Blog Pesantren Budaya Nusantara adalah sebuah inovasi pendidikan non formal berbasis Budaya Islam Nusantara di dunia maya yang memiliki tujuan memelihara, melestarikan, mengembangkan secara inovatif warisan budaya Nusantara yang adiluhung di tengah arus gelombang globalisasi yang akan menghapus identitas etnis, budaya, bahasa, agama, negara

Fakhruddin Iraqi

 Oleh: Lindiyah Kumayanti
    Fakhruddin Iraqi adalah Wali Allah yang juga penyair yang agung, salah satu tokoh Qalandar yang paling terkenal di dunia Tasawuf. Beliau juga merupakan penyair terbesar Persia (Iran) abad 13, yang banyak menulis sajak-sajak cinta mistis yang menguraikan ajaran wahdat al-wujud dalam tradisi sufisme. yang mengajarkan metafisika eksistensi dan hakikat cinta-ilahi bukan hanya terkenal di kawasan Persia tetapi juga di India dan menjadi bagian integral dari puisi cinta sufi yang didendangkan dengan iringan musik. Karyanya Lama’at atau “Kilauan Ilahi,” adalah sebuah karya metafisis sekaligus karya sastranya yang terbesar. Beliau juga termasuk salah satu tokoh utama generasi ketiga dalam tradisi ajaran mazhab Muhyiddin Ibn ‘Arabi.
    Fakruddin Ibrahim al-Iraqi lahir di desa Kamajan dekat kota Hamadzan pada 1213 (610 H), sebagai putra dari keluarga pecinta ilmu pengetahuan dan sastra. Menurut kisah, sebelum beliau lahir, ayahnya bermimpi bertemu Sayyidina Ali ibn Abi Thalib bersama beberapa Wali Allah lain. Seorang Wali maju menyerahkan seorang anak kepada Sayyidina Ali. Sambil memangku anak itu, Sayyidina Ali memanggil ayah Iraqi sambil berkata, “Terimalah Iraqi kita dan rawatlah dengan baik karena ia akan menjadi ‘penguasa’ dunia.” Sejak kecil Syekh Iraqi mendapat pendidikan agama yang baik; pada usia sembilan tahun beliau sudah hafal al-Qur’an.
    Suaranya sangat merdu jika membaca kitab suci itu – siapapun yang mendengarnya akan terhanyut dan bahkan menangis.
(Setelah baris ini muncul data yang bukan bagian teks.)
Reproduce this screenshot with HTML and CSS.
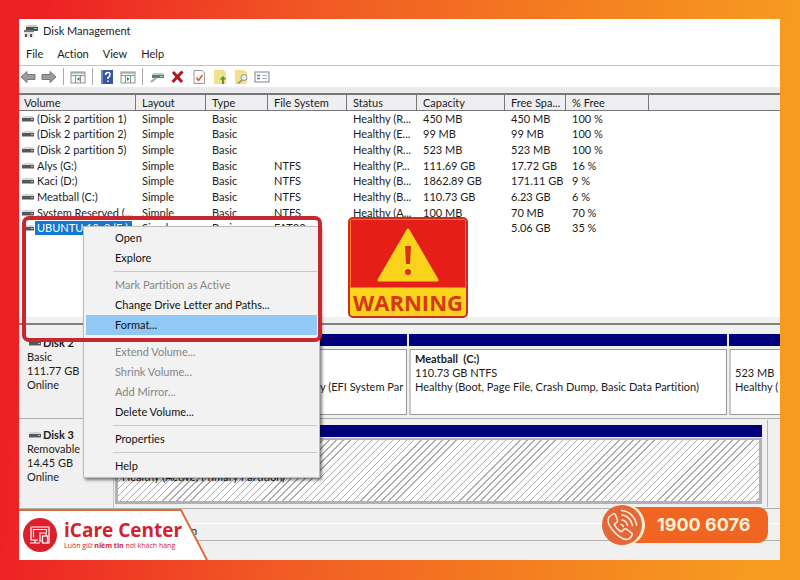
FILE: index.html
```
<!DOCTYPE html>
<html lang="en">
<head>
<meta charset="utf-8">
<title>Disk Management</title>
<link rel="stylesheet" href="styles.css">
</head>
<body>
<svg width="0" height="0" class="defs" aria-hidden="true">
  <symbol id="drive" viewBox="0 0 12 8">
    <path d="M1 1h10l1 2H0z" fill="#d4d4d4"/>
    <rect y="3" width="12" height="3" fill="#55585a"/>
    <rect y="6" width="12" height="1" fill="#aaa"/>
    <rect x="9" y="4" width="2" height="1" fill="#b8c4ba"/>
  </symbol>
</svg>
<main class="window">
  <header class="titlebar">
    <svg class="app-icon" viewBox="0 0 16 14" aria-hidden="true">
      <path d="M4 1h10l1 3H3z" fill="#c6cac8"/>
      <path d="M3 3h12v4H3z" fill="#4c5251"/>
      <path d="M11 4h3v1h-3z" fill="#8fc7a0"/>
      <path d="M1 6h10v7H1z" fill="#e4e4e4"/>
      <path d="M1 6h10v2H1z" fill="#777"/>
      <path d="M2 10h2v3H2zM7 10h2v3H7z" fill="#555"/>
    </svg>
    <h1>Disk Management</h1>
  </header>
  <nav class="menubar">
    <button>File</button><button>Action</button><button>View</button><button>Help</button>
  </nav>
  <div class="toolbar">
    <button aria-label="Back"><svg viewBox="0 0 16 14"><path d="M1 7l6-5.500v3h8v5H7v3z" fill="#9b9b9b" stroke="#777"/></svg></button>
    <button aria-label="Forward"><svg viewBox="0 0 16 14"><path d="M15 7L9 1.500v3H1v5h8v3z" fill="#9b9b9b" stroke="#777"/></svg></button>
    <i></i>
    <button aria-label="Console tree"><svg viewBox="0 0 16 14"><rect x="1" y="2" width="14" height="11" fill="#f4f8f5" stroke="#8b9890"/><path d="M1 3h14M1 5.500h14M5.500 6v7M10.500 6v7" stroke="#8b9890"/><path d="M9.500 7v4L7 9z" fill="#3d8050"/></svg></button>
    <i></i>
    <button aria-label="Help"><svg viewBox="0 0 16 14"><rect x="2" width="12" height="14" fill="#3557a5"/><rect x="2" width="2" height="14" fill="#7089c4"/><path d="M6.500 5Q6.500 2.500 9 2.500T11 5Q11 6.500 9 7.500V9M9 10.500v1.500" fill="none" stroke="#fff" stroke-width="1.500"/></svg></button>
    <button aria-label="Action pane"><svg viewBox="0 0 16 14"><rect x="1" y="2" width="14" height="11" fill="#f4f8f5" stroke="#8b9890"/><path d="M1 3h14M1 5.500h14M5.500 6v7M10.500 6v7" stroke="#8b9890"/><path d="M7 7v4l2.500-2z" fill="#3d8050"/></svg></button>
    <i></i>
    <button aria-label="Refresh"><svg viewBox="0 0 16 14"><path d="M4 3h10l1 2H3z" fill="#bccbc8"/><path d="M3 5h12v3H3z" fill="#667675"/><path d="M11 6h3v1h-3z" fill="#a9dbb5"/><path d="M7 8l-5 4" stroke="#9aa6a9" stroke-width="2"/></svg></button>
    <button aria-label="Delete"><svg viewBox="0 0 16 14"><path d="M3 2l9 10M12.500 1.500L2.500 12" stroke="#b8141c" stroke-width="3"/></svg></button>
    <button aria-label="Check"><svg viewBox="0 0 16 14"><path d="M3 .5h8l2.500 2.500v10.500H3z" fill="#fbfbfb" stroke="#999"/><path d="M5.500 7.500l2 3 4-5.500" fill="none" stroke="#d05a3c" stroke-width="1.500"/></svg></button>
    <button aria-label="Up"><svg viewBox="0 0 16 14"><path d="M2 0h9l3 2v12H2z" fill="#f4df8c"/><path d="M10 14V9.500H7.500L11 6l3.500 3.500H12V14z" fill="#4aa32c"/></svg></button>
    <button aria-label="Find"><svg viewBox="0 0 16 14"><path d="M2 0h9l3 2v12H2z" fill="#f4df8c"/><circle cx="11" cy="7.500" r="3" fill="#e2eef6" stroke="#8b98a0"/><path d="M9 10l-4 3.500" stroke="#9a8a60" stroke-width="1.500"/></svg></button>
    <button aria-label="Properties"><svg viewBox="0 0 16 14"><rect x="1" y="2" width="14" height="10" fill="#fafcfd" stroke="#7d8990"/><path d="M3 5.500h3M3 8.500h3" stroke="#5a87b0" stroke-width="1.500"/><path d="M8 5.500h5M8 8.500h5" stroke="#aab4ba"/></svg></button>
  </div>

  <section class="volumes">
    <table>
      <colgroup><col class="c-vol"><col class="c-lay"><col class="c-type"><col class="c-fs"><col class="c-stat"><col class="c-cap"><col class="c-free"><col class="c-pct"><col></colgroup>
      <thead><tr><th>Volume</th><th>Layout</th><th>Type</th><th>File System</th><th>Status</th><th>Capacity</th><th>Free Spa...</th><th>% Free</th><th></th></tr></thead>
      <tbody>
        <tr><td><svg><use href="#drive"/></svg>(Disk 2 partition 1)</td><td>Simple</td><td>Basic</td><td></td><td>Healthy (R...</td><td>450 MB</td><td>450 MB</td><td>100 %</td><td></td></tr>
        <tr><td><svg><use href="#drive"/></svg>(Disk 2 partition 2)</td><td>Simple</td><td>Basic</td><td></td><td>Healthy (E...</td><td>99 MB</td><td>99 MB</td><td>100 %</td><td></td></tr>
        <tr><td><svg><use href="#drive"/></svg>(Disk 2 partition 5)</td><td>Simple</td><td>Basic</td><td></td><td>Healthy (R...</td><td>523 MB</td><td>523 MB</td><td>100 %</td><td></td></tr>
        <tr><td><svg><use href="#drive"/></svg>Alys (G:)</td><td>Simple</td><td>Basic</td><td>NTFS</td><td>Healthy (P...</td><td>111.69 GB</td><td>17.72 GB</td><td>16 %</td><td></td></tr>
        <tr><td><svg><use href="#drive"/></svg>Kaci (D:)</td><td>Simple</td><td>Basic</td><td>NTFS</td><td>Healthy (B...</td><td>1862.89 GB</td><td>171.11 GB</td><td>9 %</td><td></td></tr>
        <tr><td><svg><use href="#drive"/></svg>Meatball (C:)</td><td>Simple</td><td>Basic</td><td>NTFS</td><td>Healthy (B...</td><td>110.73 GB</td><td>6.23 GB</td><td>6 %</td><td></td></tr>
        <tr><td><svg><use href="#drive"/></svg>System Reserved (...</td><td>Simple</td><td>Basic</td><td>NTFS</td><td>Healthy (A...</td><td>100 MB</td><td>70 MB</td><td>70 %</td><td></td></tr>
        <tr><td><svg><use href="#drive"/></svg><mark>UBUNTU 18_0 (E:)</mark></td><td>Simple</td><td>Basic</td><td>FAT32</td><td></td><td></td><td>5.06 GB</td><td>35 %</td><td></td></tr>
      </tbody>
    </table>
  </section>

  <section class="disks">
    <div class="disk">
      <div class="disk-label"><h2><svg><use href="#drive"/></svg>Disk 2</h2><p>Basic</p><p>111.77 GB</p><p>Online</p></div>
      <div class="parts">
        <div class="part reserved"><div class="bar"></div><div class="box"></div></div>
        <div class="part efi"><div class="bar"></div><div class="box"><p>Healthy (EFI System Par</p></div></div>
        <div class="part main-part"><div class="bar"></div><div class="box"><h3>Meatball&nbsp; (C:)</h3><p>110.73 GB NTFS</p><p>Healthy (Boot, Page File, Crash Dump, Basic Data Partition)</p></div></div>
        <div class="part tail"><div class="bar"></div><div class="box"><p>523 MB</p><p>Healthy (</p></div></div>
      </div>
    </div>
    <div class="disk removable">
      <div class="disk-label"><h2><svg><use href="#drive"/></svg>Disk 3</h2><p>Removable</p><p>14.45 GB</p><p>Online</p></div>
      <div class="parts">
        <div class="part"><div class="bar"></div><div class="box hatched"><p>Healthy (Active, Primary Partition)</p></div></div>
      </div>
    </div>
  </section>
  <footer class="status"><div class="legend">Primary partition</div></footer>

  <div class="context" role="menu">
    <button>Open</button>
    <button>Explore</button>
    <hr>
    <button disabled>Mark Partition as Active</button>
    <button>Change Drive Letter and Paths...</button>
    <button class="current">Format...</button>
    <hr>
    <button disabled>Extend Volume...</button>
    <button disabled>Shrink Volume...</button>
    <button disabled>Add Mirror...</button>
    <button>Delete Volume...</button>
    <hr>
    <button>Properties</button>
    <hr>
    <button>Help</button>
  </div>
  <div class="highlight"></div>

  <div class="warning">
    <div class="sign"><svg viewBox="0 0 62 54" aria-hidden="true"><path d="M31 2L60 52H2z" fill="#fbd31c" stroke="#fbd31c" stroke-width="3" stroke-linejoin="round"/><path d="M28 18h6l-1 18h-4z" fill="#d9301a"/><circle cx="31" cy="44" r="3" fill="#d9301a"/></svg></div>
    <strong>WARNING</strong>
  </div>

  <div class="brand">
    <svg class="brand-shape" viewBox="0 0 190 51" aria-hidden="true"><path d="M0 1H162L188 51H0z" fill="#fff"/><path d="M0 1H162L188 51" fill="none" stroke="#d8703c" stroke-width="2"/></svg>
    <svg class="brand-mark" viewBox="0 0 34 34" aria-hidden="true"><circle cx="17" cy="17" r="17" fill="#dc1f2c"/><g fill="none" stroke="#fff" stroke-width="1.200"><path d="M15 22H8V9h18v5.500"/><path d="M10.500 19.500v-8h13v3M7 25h10M12 22v3"/><path d="M17 23v-8h6v3M16 23h3"/><rect x="19.500" y="18" width="5" height="7"/><path d="M26 14.500V25h-1.500"/></g></svg>
    <div class="brand-text"><strong>iCare Center</strong><span>Luôn giữ <b>niềm tin</b> nơi khách hàng</span></div>
  </div>

  <a class="phone" href="tel:19006076">
    <svg viewBox="0 0 44 44" aria-hidden="true"><circle cx="23" cy="22" r="21" fill="#fff0d6"/><circle cx="21" cy="22" r="20" fill="#e4673a"/><g fill="none" stroke="#fff0d6" stroke-width="1.500" stroke-linecap="round" stroke-linejoin="round"><path d="M12 11l-4 3c-2 3-.5 8 3.500 13s10 9.500 14 9.500c2.500 0 4-1.500 5.500-4 .5-1 .5-2-.5-2.700l-5-3.600c-1-.7-2-.5-2.800.3l-2 2.300c-3-1.300-6-4.300-7.400-7.700l2.400-1.700c1-.7 1.200-1.700.7-2.800l-2-5c-.5-1-1.500-1.300-2.400-.6z"/><path d="M21 17c3 .5 5 2.500 5.500 5.500M21 12c5.500.5 9.500 5 10.500 10.500M20.500 7.500c8 .5 14 7 15 14.500M20 21.500c1.300 0 2 .8 2.300 2"/></g></svg>
    <span>1900 6076</span>
  </a>
</main>
</body>
</html>
```
FILE: styles.css
```
* { box-sizing: border-box; }
body {
  margin: 0;
  min-height: 100vh;
  padding: 19px 20px 20px 19px;
  display: flex;
  background: linear-gradient(95deg, #ed2024 5%, #f15a24 38%, #f47f20 68%, #f79a20 93%);
  font: 11px/14px Lato, "Noto Sans", sans-serif;
  font-variant-ligatures: none;
  color: #1c1c1c;
}
h1, h2, h3, p { margin: 0; font-size: inherit; font-weight: 400; }
button { font: inherit; color: inherit; border: 0; padding: 0; background: none; text-align: left; }
.defs { position: absolute; }

.window {
  position: relative;
  flex: 1;
  min-width: 0;
  display: flex;
  flex-direction: column;
  background: #fff;
  overflow: hidden;
}
.titlebar { display: flex; align-items: center; gap: 4px; height: 24px; padding-left: 4px; }
.app-icon { width: 16px; height: 14px; }
.menubar { display: flex; align-items: center; gap: 14px; height: 22px; padding-left: 7px; }
.toolbar {
  display: flex; align-items: center; gap: 5px;
  height: 22px; padding-left: 1px;
  border-top: 1px solid #c4c4c4;
}
.toolbar button { width: 16px; height: 14px; }
.toolbar button svg { display: block; width: 16px; height: 14px; }
.toolbar i { width: 1px; height: 17px; margin: 0 1px; background: #aaa; }

.volumes {
  display: flex; padding: 6px 0 81px;
  background: linear-gradient(#ebebed 6px, #fff 6px);
  border-bottom: 6px solid #f0f0f0;
}
table {
  width: 100%; height: 143px;
  table-layout: fixed; border-collapse: separate; border-spacing: 0;
}
.c-vol { width: 117px; } .c-lay { width: 70px; } .c-type { width: 62px; }
.c-fs { width: 79px; } .c-stat { width: 70px; } .c-cap { width: 88px; }
.c-free { width: 61px; } .c-pct { width: 83px; }
th {
  height: 18px; padding: 0 0 0 6px; text-align: left; font-weight: 400;
  background: #eeeef0; border-top: 2px solid #77777a; border-bottom: 1px solid #77777a;
  border-right: 1px solid #77777a; white-space: nowrap;
}
th:first-child { padding-left: 5px; }
th:last-child { border-right: 0; }
td { padding: 0 0 0 6px; white-space: nowrap; vertical-align: middle; }
td:first-child { padding-left: 3px; }
td svg { width: 12px; height: 8px; margin-right: 3px; }
mark { display: inline-block; padding: 0 4px 0 2px; margin-left: -2px; background: #1479cf; color: #fff; }

.disks { background: #f0f0f0; border-top: 2px solid #808080; padding-top: 3px; }
.disk { display: flex; height: 91px; border-bottom: 1px solid #b0b0b0; }
.disk-label { width: 95px; padding: 8px 0 0 8px; border-right: 1px solid #c4c4c4; }
.disk-label h2, .box h3 { font-weight: 700; }
.disk-label h2 { padding-left: 2px; }
.disk-label svg { width: 12px; height: 8px; margin-right: 2px; }
.parts { flex: 1; min-width: 0; display: flex; gap: 2px; padding: 6px 0 3px 1px; }
.part { display: flex; flex-direction: column; min-width: 0; }
.reserved { flex: 0 0 165px; } .efi { flex: 0 0 125px; } .main-part { flex: 1 1 318px; } .tail { flex: 0 0 51px; }
.bar { height: 12px; background: #00007c; }
.box {
  flex: 1; margin-top: 3px; padding: 2px 0 0 4px; overflow: hidden; white-space: nowrap;
  background: #fff; border: 1px solid #9a9a9a; border-left: 2px solid #c8c8c8;
}
.tail .box { padding-top: 16px; border-right: 0; }
.efi .box { padding-top: 30px; }
.removable { height: 90px; border-bottom: 1px solid #b0b0b0; }
.removable .disk-label { padding-top: 9px; }
.removable .parts { margin: 1px 12px 1px 0; padding: 5px 5px 3px 1px; border-right: 1px solid #b4b4b4; }
.removable .part { flex: 1; }
.hatched {
  margin-top: 1px; padding-top: 30px; border: 2px solid #b0b0b8; border-width: 2px 3px 3px;
  background: repeating-linear-gradient(135deg, #fff 0 4px, #acacac 4px 5px);
}
.status { flex: 1; background: #f0f0f0; padding-top: 14px; }
.legend { height: 18px; padding-left: 97px; border-top: 1px solid #fff; border-bottom: 1px solid #b4b4b4; }

.context {
  position: absolute; left: 64px; top: 207px; width: 237px;
  padding: 1px 2px; background: #f2f2f2; border: 1px solid #bdbdbd;
  box-shadow: 2px 2px 3px rgba(0, 0, 0, .5);
  color: #111;
}
.context button { display: block; width: 100%; height: 20px; padding-left: 29px; }
.context button:disabled { color: #858585; }
.context .current { background: #90c8f6; }
.context hr { height: 1px; margin: 3px 0 3px 27px; border: 0; background: #c8c8c8; }
.highlight {
  position: absolute; left: 3px; top: 197px; width: 300px; height: 126px;
  border: 4px solid #c9272f; border-radius: 7px;
}

.warning {
  position: absolute; left: 329px; top: 198px; width: 120px;
  border: 2px solid #cc2f16; border-radius: 5px; background: #fbd31c; overflow: hidden;
  text-align: center;
}
.sign { height: 69px; padding-top: 8px; background: #e51f17; border: 1px solid #f2792a; }
.sign svg { width: 62px; height: 54px; }
.warning strong { display: block; font: 700 22px/28px "Open Sans", sans-serif; color: #d43a12; }

.brand { position: absolute; left: 0; bottom: 0; width: 190px; height: 51px; display: flex; align-items: center; gap: 7px; padding-left: 4px; }
.brand-shape { position: absolute; left: 0; top: 0; width: 190px; height: 51px; }
.brand-mark { position: relative; width: 34px; height: 34px; }
.brand-text { position: relative; display: flex; flex-direction: column; white-space: nowrap; color: #d3222e; }
.brand-text strong { font: 700 19px/22px "Open Sans", sans-serif; }
.brand-text span { font: 7px/10px "Open Sans", sans-serif; }

.phone { position: absolute; right: 12px; bottom: 14px; width: 167px; height: 42px; display: flex; align-items: center; text-decoration: none; }
.phone::before { content: ""; position: absolute; inset: 3px 0 3px 20px; background: #f16522; border-radius: 0 10px 10px 0; }
.phone svg { position: relative; flex: none; width: 44px; height: 44px; }
.phone span { position: relative; margin-left: 12px; font: 700 18px/22px Inter, sans-serif; color: #fff0d6; }
```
Karenanya setiap pagi-pagi banyak orang akan berkumpul di rumahnya hanya untuk mendengarkannya membaca al-Qur’an. Bahkan karamahnya telah tampak sejak beliau masih kecil ini. Alkisah, ketika sedang membaca sebuah ayat, sekelompok orang nonmuslim yang sedang melintas dan mendengarnya langsung terpesona, dan langsung menemui Syekh Iraqi dan mengucapkan kalimat syahadat. Sebelum usia 20 tahun Syekh Iraqi telah menguasai semua cabang ilmu agama dengan baik, dan menjadi ahli tafsir, hadits, fiqh dan ahli kalam yang mumpuni.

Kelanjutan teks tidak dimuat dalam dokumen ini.